O’Neill is well-known in the boxing circles. He works as a “cut man” – the member of the fighter’s ringside support team who wipes clean the boxer’s cuts and tries to seal the wound with petroleum jelly.
O’Neill was cut man and chief support during the fight that preceded the Conor McGregor-Floyd Mayweather bout in Las Vegas in August, the fight known as the undercard to the main event.
He worked in the corner of Costa Rican boxer Francisco Fonseca, who challenged Gervonta Davis for his super featherweight title. In the event, Davis, a Mayweather Promotions fighter, beat the Costa Rican to retain his title.
Known for his distinctive beard and red hair, O’Neill was crowned ‘King of the Gingers’ at an event last year.
RTÉ Investigates identified two people behind what was alleged to be temporary student accommodation on Old Kilmainham Road in Dublin. They were Jason Orr and Joshua Cantwell who are linked to a company, The Green Effect Technologies Ltd, that trades as Global Academics.
Orr, who has an address at Park Avenue, Glenageary Heights, was convicted in April 2012 of running a cannabis factory in the attic of his former home, which was on Rochestown Avenue in Deansgrange. Gardaí found 39 plants in various stages of growth.
At the time, Orr was running a rickshaw business and in February 2014, he pleaded guilty at the Circuit Criminal Court. With no previous convictions and having donated €1,000 to charity, Orr was given a 3½-year suspended sentence.

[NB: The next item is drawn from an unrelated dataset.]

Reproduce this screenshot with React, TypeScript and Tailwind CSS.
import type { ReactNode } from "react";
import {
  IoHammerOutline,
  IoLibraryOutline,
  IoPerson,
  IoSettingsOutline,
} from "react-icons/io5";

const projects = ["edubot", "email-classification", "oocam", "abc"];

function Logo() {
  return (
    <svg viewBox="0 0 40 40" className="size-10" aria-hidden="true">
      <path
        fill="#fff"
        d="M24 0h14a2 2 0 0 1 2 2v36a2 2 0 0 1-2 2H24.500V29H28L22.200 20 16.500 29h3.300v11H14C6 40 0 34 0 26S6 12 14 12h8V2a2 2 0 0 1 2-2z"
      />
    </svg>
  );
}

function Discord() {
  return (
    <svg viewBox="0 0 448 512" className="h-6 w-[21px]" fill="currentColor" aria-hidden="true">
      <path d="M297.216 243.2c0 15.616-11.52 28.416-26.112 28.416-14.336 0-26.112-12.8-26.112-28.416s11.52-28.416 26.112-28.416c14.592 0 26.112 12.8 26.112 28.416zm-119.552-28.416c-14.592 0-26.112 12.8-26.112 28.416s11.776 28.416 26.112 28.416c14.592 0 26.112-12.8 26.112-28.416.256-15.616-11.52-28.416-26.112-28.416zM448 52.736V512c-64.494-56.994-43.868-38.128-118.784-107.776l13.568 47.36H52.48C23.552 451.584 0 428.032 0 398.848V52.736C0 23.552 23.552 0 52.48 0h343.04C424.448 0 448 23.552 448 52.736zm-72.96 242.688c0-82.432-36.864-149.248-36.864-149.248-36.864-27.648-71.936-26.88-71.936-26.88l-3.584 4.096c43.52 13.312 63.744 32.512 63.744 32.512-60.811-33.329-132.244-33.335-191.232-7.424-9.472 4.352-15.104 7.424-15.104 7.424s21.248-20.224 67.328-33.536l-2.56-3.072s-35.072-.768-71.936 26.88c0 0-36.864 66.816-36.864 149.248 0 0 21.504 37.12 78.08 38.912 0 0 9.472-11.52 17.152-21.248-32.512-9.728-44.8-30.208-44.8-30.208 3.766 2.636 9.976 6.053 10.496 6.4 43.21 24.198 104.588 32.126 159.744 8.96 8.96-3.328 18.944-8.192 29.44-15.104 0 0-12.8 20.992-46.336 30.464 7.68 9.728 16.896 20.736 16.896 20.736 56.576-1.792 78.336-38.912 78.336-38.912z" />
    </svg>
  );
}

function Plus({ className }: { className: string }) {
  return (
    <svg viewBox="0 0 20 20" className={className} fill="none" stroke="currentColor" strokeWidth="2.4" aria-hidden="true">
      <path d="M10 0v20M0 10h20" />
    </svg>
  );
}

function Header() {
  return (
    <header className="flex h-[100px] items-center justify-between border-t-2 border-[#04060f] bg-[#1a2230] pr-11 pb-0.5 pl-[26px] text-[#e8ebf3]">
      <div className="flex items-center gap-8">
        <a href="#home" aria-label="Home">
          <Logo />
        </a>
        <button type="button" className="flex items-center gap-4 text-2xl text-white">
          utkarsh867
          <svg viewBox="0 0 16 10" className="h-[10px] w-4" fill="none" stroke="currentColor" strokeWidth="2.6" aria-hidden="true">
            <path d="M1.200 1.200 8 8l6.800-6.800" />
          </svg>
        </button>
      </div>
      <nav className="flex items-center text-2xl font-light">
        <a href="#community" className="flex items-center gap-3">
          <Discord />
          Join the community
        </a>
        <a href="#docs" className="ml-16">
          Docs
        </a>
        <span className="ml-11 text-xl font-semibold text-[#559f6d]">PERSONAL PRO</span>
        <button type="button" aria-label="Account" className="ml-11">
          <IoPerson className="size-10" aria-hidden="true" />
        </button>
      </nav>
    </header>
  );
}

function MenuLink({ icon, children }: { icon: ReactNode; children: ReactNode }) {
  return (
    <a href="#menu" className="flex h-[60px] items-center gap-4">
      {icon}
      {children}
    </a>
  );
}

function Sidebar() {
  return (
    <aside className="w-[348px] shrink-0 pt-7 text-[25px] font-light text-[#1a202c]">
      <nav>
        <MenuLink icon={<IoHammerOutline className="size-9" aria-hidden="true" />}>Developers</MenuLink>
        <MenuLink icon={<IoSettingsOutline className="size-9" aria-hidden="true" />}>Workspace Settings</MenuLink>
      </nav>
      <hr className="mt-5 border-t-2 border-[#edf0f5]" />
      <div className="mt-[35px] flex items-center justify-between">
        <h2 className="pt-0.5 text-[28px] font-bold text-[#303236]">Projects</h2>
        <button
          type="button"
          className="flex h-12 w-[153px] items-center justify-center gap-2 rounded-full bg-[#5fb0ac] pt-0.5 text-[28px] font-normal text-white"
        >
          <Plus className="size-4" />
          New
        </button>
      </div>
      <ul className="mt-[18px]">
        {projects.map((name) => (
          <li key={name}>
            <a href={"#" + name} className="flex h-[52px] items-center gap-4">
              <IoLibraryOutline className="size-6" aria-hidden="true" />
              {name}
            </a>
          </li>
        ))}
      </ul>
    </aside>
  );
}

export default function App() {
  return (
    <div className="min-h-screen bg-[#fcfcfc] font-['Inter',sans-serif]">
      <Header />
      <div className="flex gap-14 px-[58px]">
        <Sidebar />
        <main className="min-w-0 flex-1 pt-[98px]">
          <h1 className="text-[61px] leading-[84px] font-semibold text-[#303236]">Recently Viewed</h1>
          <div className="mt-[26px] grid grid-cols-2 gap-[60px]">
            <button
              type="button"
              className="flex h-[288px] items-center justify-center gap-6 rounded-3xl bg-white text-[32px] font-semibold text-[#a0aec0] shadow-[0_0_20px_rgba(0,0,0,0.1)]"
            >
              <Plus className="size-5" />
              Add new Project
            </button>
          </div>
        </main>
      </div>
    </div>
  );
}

At 4.50pm on Wednesday, Orr and Cantewll made a last-minute attempt to halt the programme by telling RTÉ they would seek a permanent injunction from the High Court the following day, the day of the broadcast, hoping to prevent it going out on air.
But in court on Thursday morning, RTÉ was able to show how the two men had been aware of the investigation since early October.
Furthermore, the two were under investigation by Dublin City Council since at least August 2017 and there was no evidence they were co-operating with the council.
In an affidavit, Orr claimed there was “absolutely no prospect of a prosecution taking place” against him and Cantwell over the Kilmainham property and that if broadcast, RTÉ would prejudice any other investigation.
RTÉ was trying them both “and has arrived at a conclusive finding of guilt”, said Orr.
RTÉ responded that Barry O’Kelly had been investigating sub-standard accommodation since April 2017, and that Orr and Cantwell has been offered a pre-broadcast right of reply to which they had not responded. They had “failed to engage in any meaningful way” with O’Kelly, the broadcaster said.
“The plaintiffs are contending that a broadcaster, journalist or newspaper can be precluded from reporting on, or investigating, a matter which happens to be under investigation by a State agency,” lawyers for RTÉ claimed. “If correct, this would prevent any reporting on matters which were the subject of tribunals of inquiry of Dáil Committees.”
On reading RTÉ’s rebuttal, Orr and Cantwell withdrew their application for an injunction and the programme aired as scheduled on Thursday night.
Efforts to contact Carter, O’Neill, Orr and Cantwell on Friday were unsuccessful.